The album art for John Mayer's Paradise Valley

John Mayer

Paradise Valley

Paradise Valley isn’t a complete return to blues form for John Mayer, but it’s — without a doubt — his most consistent songwriting in years. Fans will be delighted.

It’s fitting that Hugh Laurie and John Mayer are in the same issue. Like many people, the first Mayer song I heard was on a House episode. I vividly remember Hugh Laurie hanging his cane in the show and picking up a Gibson Les Paul, Gravity playing in the background as the episode faded to black. I’ve been a fan ever since.

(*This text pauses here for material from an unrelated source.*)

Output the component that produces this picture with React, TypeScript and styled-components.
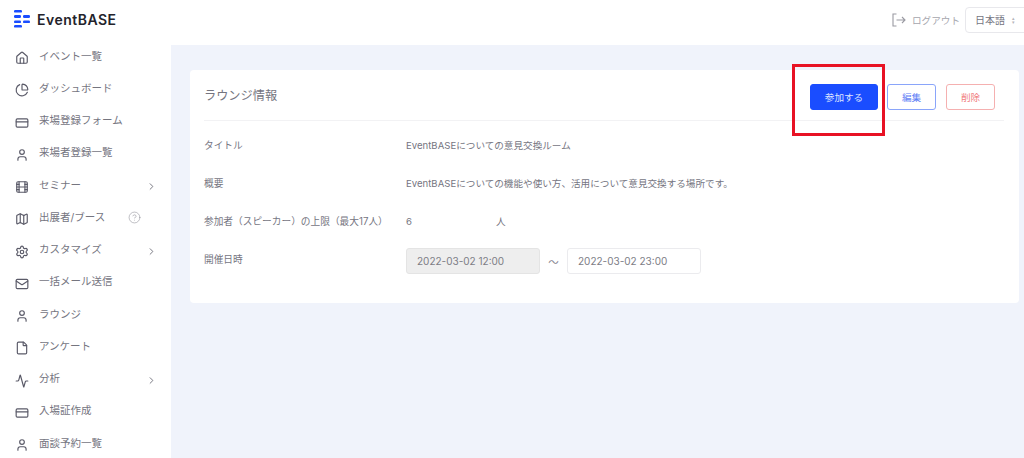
import React from "react";
import styled, { createGlobalStyle } from "styled-components";
import { House, ChartPie, CreditCard, User, Film, Map, CircleHelp, Settings, Mail, File, Activity, ChevronRight } from "lucide-react";

const Global = createGlobalStyle`
  html, body { margin: 0; padding: 0; height: 100%; overflow: hidden; background: #fff; }
  body { font-family: Inter, "Noto Sans CJK JP", sans-serif; color: #75757f; }
  * { box-sizing: border-box; }
`;
const Page = styled.div`
  position: relative; width: 1024px; height: 458px; overflow: hidden;
  display: grid; grid-template-columns: 171px 1fr; grid-template-rows: 45px 1fr;
`;
const Header = styled.header`
  grid-column: 1 / 3; display: flex; align-items: center; justify-content: space-between;
  padding: 0 0 7px 14px; background: #fff;
  position: relative; z-index: 1;
  background: transparent;
`;
const Brand = styled.div`display: flex; align-items: center; gap: 7px;`;
const BrandName = styled.span`font-size: 14px; font-weight: 600; color: #23232b; letter-spacing: 0.5px;`;
const HeaderRight = styled.div`display: flex; align-items: center; margin-right: -19px; padding-top: 1px;`;
const Logout = styled.span`display: flex; align-items: center; gap: 6px; font-size: 9.6px; color: #a6a6ad; margin-right: 5px;`;
const Lang = styled.div`
  width: 78px; height: 26px; border: 1px solid #e8e8ec; border-radius: 4px; padding-left: 9px;
  display: flex; align-items: center; gap: 7px; font-size: 10px; color: #75757f;
`;
const Updown = styled.span`font-size: 5px; line-height: 4px; color: #b5b5bb; display: flex; flex-direction: column;`;
const Sidebar = styled.nav`display: flex; flex-direction: column; margin-top: -6px; background: #fff; overflow: hidden;`;
const Item = styled.div`
  flex: none; height: 32.25px; display: flex; align-items: center; padding-left: 15px; position: relative;
  font-size: 10.5px; color: #75757f;
  svg.main { width: 14px; height: 14px; color: #5a5a68; margin-right: 10px; margin-top: 6px; flex: none; }
`;
const Chevron = styled.span`position: absolute; left: 146px; top: 13px; display: flex; color: #6f6f78;`;
const Help = styled.span`position: absolute; left: 128px; top: 11px; display: flex; color: #8a8a93;`;
const Main = styled.main`background: #f0f3fb; padding: 25px 5px 0 19px;`;
const Card = styled.section`background: #fff; border-radius: 4px; height: 233px; padding: 0 15px 0 14px;`;
const CardHead = styled.div`
  height: 51px; display: flex; align-items: center; justify-content: space-between;
  border-bottom: 1px solid #f2f2f4; padding: 0 9px 0 0;
`;
const Title = styled.h2`margin: 0; font-size: 12.2px; font-weight: 400; color: #75757f;`;
const Actions = styled.div`display: flex; gap: 9px; align-items: center; margin-top: 3px;`;
const Btn = styled.button<{ $kind: "primary" | "edit" | "danger" }>`
  height: 26px; border-radius: 3px; font: inherit; font-size: 9.6px; padding: 0;
  width: ${p => (p.$kind === "primary" ? "68px" : "49px")};
  margin-left: ${p => (p.$kind === "danger" ? "1px" : "0")};
  background: ${p => (p.$kind === "primary" ? "#1a4dff" : "#fff")};
  color: ${p => (p.$kind === "primary" ? "#dfe6ff" : p.$kind === "edit" ? "#5f80f5" : "#f08080")};
  border: 1px solid ${p => (p.$kind === "primary" ? "#1a4dff" : p.$kind === "edit" ? "#8aa5fa" : "#f5b0b0")};
`;
const Rows = styled.div`display: flex; flex-direction: column; padding-top: 5px;`;
const Row = styled.div`
  height: 38px; display: grid; grid-template-columns: 202px 1fr; align-items: center; font-size: 9.7px; color: #75757f;
`;
const Label = styled.div`white-space: nowrap;`;
const Value = styled.div`display: flex; align-items: center; white-space: nowrap; font-size: 9.6px;`;
const Person = styled.span`margin-left: 84px;`;
const DateBox = styled.div<{ $disabled?: boolean }>`
  width: 134px; height: 26px; margin-top: 4px; border-radius: 3px; display: flex; align-items: center; padding-left: 10px; font-size: 10px;
  background: ${p => (p.$disabled ? "#eeeeee" : "#fff")};
  border: 1px solid ${p => (p.$disabled ? "#e4e4e4" : "#ebebee")};
  color: #7d7d85;
`;
const Tilde = styled.span`width: 27px; margin-top: 4px; text-align: center; color: #85858e; font-size: 10.5px;`;
const Callout = styled.div`
  position: absolute; left: 792px; top: 64px; width: 93px; height: 72px; border: 3px solid #e81224; pointer-events: none;
`;

const Logo = () => (
  <svg width="16" height="18" viewBox="0 0 16 18" aria-hidden="true">
    <g fill="#1a4dff">
      <rect x="0" y="0" width="8" height="2.6" rx="1.2" />
      <rect x="0" y="5" width="7" height="3" rx="1.2" /><rect x="9" y="5" width="7" height="3" rx="1.2" />
      <rect x="0" y="10.5" width="7" height="2.6" rx="1.2" /><rect x="9" y="10.5" width="7" height="2.6" rx="1.2" />
      <rect x="0" y="15" width="8" height="2.6" rx="1.2" />
    </g>
  </svg>
);

const LogoutIcon = () => (
  <svg width="14" height="14" viewBox="0 0 14 14" fill="none" stroke="#9a9aa2" strokeWidth="1.1" aria-hidden="true">
    <path d="M4.5 1H1v12h3.5" />
    <path d="M4.5 7H13M10 4l3 3-3 3" />
  </svg>
);

const items: { label: string; Icon: React.ComponentType<any>; chev?: boolean; help?: boolean }[] = [
  { label: "イベント一覧", Icon: House },
  { label: "ダッシュボード", Icon: ChartPie },
  { label: "来場登録フォーム", Icon: CreditCard },
  { label: "来場者登録一覧", Icon: User },
  { label: "セミナー", Icon: Film, chev: true },
  { label: "出展者/ブース", Icon: Map, help: true },
  { label: "カスタマイズ", Icon: Settings, chev: true },
  { label: "一括メール送信", Icon: Mail },
  { label: "ラウンジ", Icon: User },
  { label: "アンケート", Icon: File },
  { label: "分析", Icon: Activity, chev: true },
  { label: "入場証作成", Icon: CreditCard },
  { label: "面談予約一覧", Icon: User },
];

export default function App() {
  return (
    <Page>
      <Global />
      <Header>
        <Brand><Logo /><BrandName>EventBASE</BrandName></Brand>
        <HeaderRight>
          <Logout><LogoutIcon />ログアウト</Logout>
          <Lang>日本語<Updown><span>▴</span><span>▾</span></Updown></Lang>
        </HeaderRight>
      </Header>
      <Sidebar>
        {items.map(({ label, Icon, chev, help }) => (
          <Item key={label}>
            <Icon className="main" strokeWidth={2} />
            {label}
            {chev && <Chevron><ChevronRight size={11} strokeWidth={2} /></Chevron>}
            {help && <Help><CircleHelp size={13} strokeWidth={1} /></Help>}
          </Item>
        ))}
      </Sidebar>
      <Main>
        <Card>
          <CardHead>
            <Title>ラウンジ情報</Title>
            <Actions>
              <Btn $kind="primary">参加する</Btn>
              <Btn $kind="edit">編集</Btn>
              <Btn $kind="danger">削除</Btn>
            </Actions>
          </CardHead>
          <Rows>
            <Row><Label>タイトル</Label><Value>EventBASEについての意見交換ルーム</Value></Row>
            <Row><Label>概要</Label><Value>EventBASEについての機能や使い方、活用について意見交換する場所です。</Value></Row>
            <Row><Label>参加者（スピーカー）の上限（最大17人）</Label><Value>6<Person>人</Person></Value></Row>
            <Row>
              <Label>開催日時</Label>
              <Value>
                <DateBox $disabled>2022-03-02 12:00</DateBox>
                <Tilde>～</Tilde>
                <DateBox>2022-03-02 23:00</DateBox>
              </Value>
            </Row>
          </Rows>
        </Card>
      </Main>
      <Callout />
    </Page>
  );
}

Every single review I read of this record is awful. It’s all “John Mayer throws women away and half the songs are about ex-girlfriends” and all that kind of stuff other less-popular musicians don’t have to put up with. But isn’t that what blues is about? It’s a relief to hear Mayer stick to what he knows.

I’m of the belief that John Mayer’s always been a good songwriter, despite some of his lesser records. While Paradise Valley is no Continuum, it’s his best since. It’s got a little blues, a little country, a lot of Americana, and a little more of an optimistic outlook than songs like Dreaming With a Broken Heart.

Want some great tracks from the album? Check out Wildfire, a nice intro to Mayer’s newest stylistic country. Waitin’ On the Day and Paper Doll are the most old-school like Mayer cuts. My personal favourite, I Will Be Found (Lost at Sea), is beautiful, and Badge and Gun is as breezy Americana as you could ever expect.

The real talk of the record is Who You Love, which features Katy Perry. We’re all talking about it because Perry’s on it. But the song sucks, naturally, despite Katy’s less in-your-face vocal mannerisms. It’s not a good fit for her sexually grandiose style — Perry singing softly doesn’t feel natural. It’s the stuck-up thumb on an otherwise great record.